Even better to have a 'trap on integer overflow' state (either a bit in each instruction or in a context register), this way there's no/less icache impact.
It's a problem because if you are a vendor creating shrink-wrapped software you will have a hard time ensuring that your software supports all plausible extension combinations. Thus you will not bother just like most gaming companies does not bother porting their software to GNU/Linux. Sun basically did the same thing in the early 2000's with all their Java editions and profiles. It didn't work out well.
The software makers will settle on a given subset of extensions most likely. The extensions here are meant for microcontrollers that won't run Linux. I think this will all sort itself out.
Mentioning 2^N variants on this specific proposal is probably the worst place to do so - Zca, Zcf, Zcd are all subsets of the 'c' extension, and Zcmp is incompatible with the 'c' extension, which severely cuts down the combinations - having the 'c' extension, which Linux expects, makes all (but Zcb I think?) extensions here either implicitly supported, or incompatible.
And, given the scope & purpose of these extensions, most things (distributed binary programs, OSes, all but a few compilers) won't need to use nor care about these. The alternative to these extensions, to those that need them, would be either suffering decreased performance/increased ROM size, choosing a different architecture, or making proprietary extensions (at which point you could have multiple vendors with incompatible extensions doing the same thing) - all of which are bad alternatives.

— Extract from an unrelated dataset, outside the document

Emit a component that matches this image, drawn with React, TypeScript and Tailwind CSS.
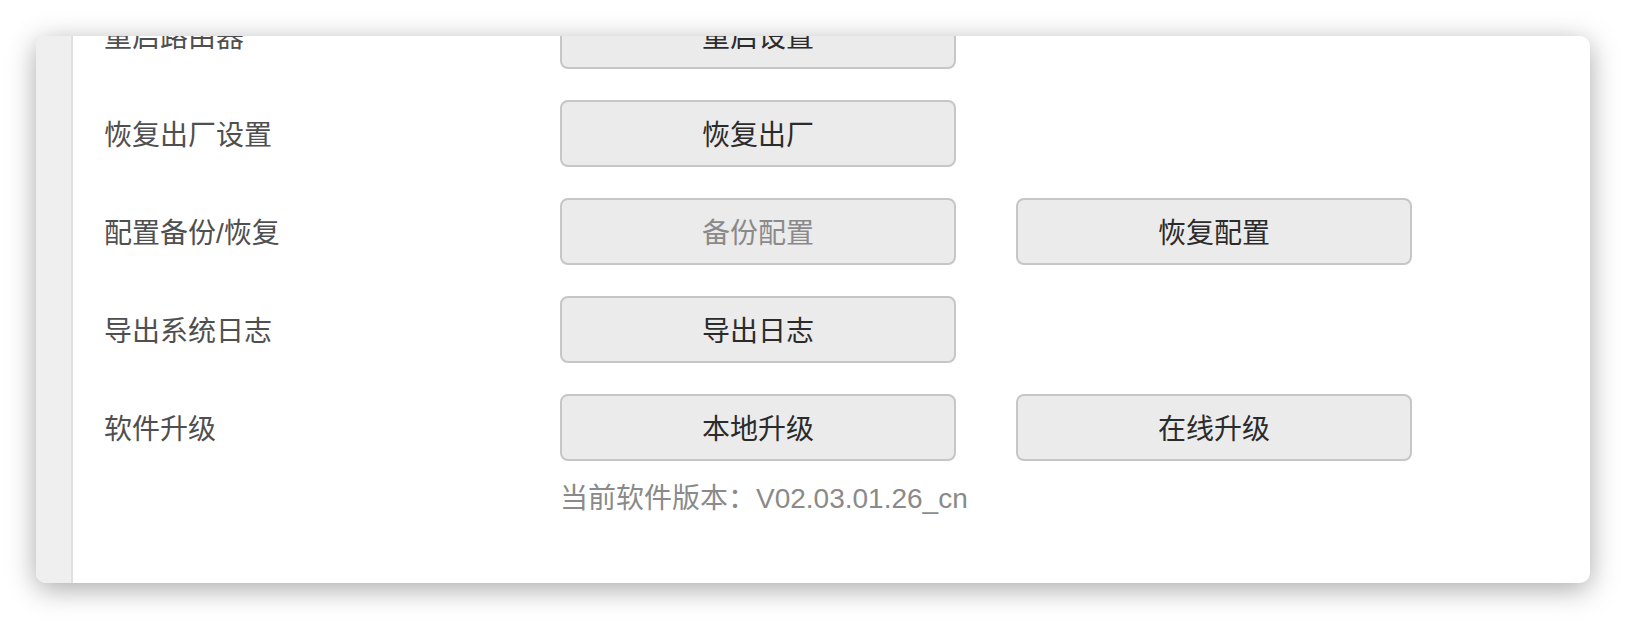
import React from "react";

const font = { fontFamily: '"Helvetica Neue", "Liberation Sans", "Noto Sans CJK SC", sans-serif' };

type Row = {
  label: string;
  buttons: { text: string; disabled?: boolean }[];
  note?: string;
};

const rows: Row[] = [
  { label: "重启路由器", buttons: [{ text: "重启设置" }] },
  { label: "恢复出厂设置", buttons: [{ text: "恢复出厂" }] },
  { label: "配置备份/恢复", buttons: [{ text: "备份配置", disabled: true }, { text: "恢复配置" }] },
  { label: "导出系统日志", buttons: [{ text: "导出日志" }] },
  {
    label: "软件升级",
    buttons: [{ text: "本地升级" }, { text: "在线升级" }],
    note: "当前软件版本：V02.03.01.26_cn",
  },
];

function Btn({ text, disabled }: { text: string; disabled?: boolean }) {
  return (
    <button
      className={
        "w-[396px] h-[67px] pt-[5px] rounded-[8px] border-2 border-[#c6c6c6] bg-[#ebebeb] text-[28px] leading-none " +
        (disabled ? "text-[#8a8a8a]" : "text-[#2b2b2b]")
      }
    >
      {text}
    </button>
  );
}

export default function App() {
  return (
    <div className="w-[1626px] h-[620px] bg-white pt-[36px] pl-[36px] overflow-hidden" style={font}>
      <div className="w-[1554px] h-[547px] bg-white rounded-[10px] shadow-[0_6px_28px_rgba(0,0,0,0.34)] overflow-hidden flex">
        {/* side strip */}
        <div className="w-[37px] shrink-0 bg-[#efefef] border-r-2 border-[#e0e0e0]" />

        <div className="flex-1 pl-[31px] mt-[-34px]">
          <div className="flex flex-col gap-[31px]">
            {rows.map((row) => (
              <div key={row.label} className="flex items-start">
                <div className="w-[456px] h-[67px] pt-[5px] flex items-center text-[28px] text-[#4f4f4f]">
                  {row.label}
                </div>
                <div className="flex flex-col">
                  <div className="flex gap-[60px]">
                    {row.buttons.map((b) => (
                      <Btn key={b.text} text={b.text} disabled={b.disabled} />
                    ))}
                  </div>
                  {row.note && (
                    <div className="mt-[15px] h-[40px] pt-[5px] flex items-center text-[28px] text-[#8a8a8a]">
                      {row.note}
                    </div>
                  )}
                </div>
              </div>
            ))}
          </div>
        </div>
      </div>
    </div>
  );
}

Rather than "realized the problem", it would be more accurate to say that they understood the ramifications of extensions from the very beginning, took adequate steps, and never allowed it to become a problem.
It seems risc-v is missing the "small and big", "hardware accelerated", equilavent of x86 "rep stosX" and "rep movsX". Basically hardware memcpys and memsets. Heard latest arm ISA has them.
risc-v implementors/experts out there: is this true?
Like on ARM with neon and x86 with avx, but even on those, they got direct hardware acceleration without neon/avx of memcpys and memsets (big and small).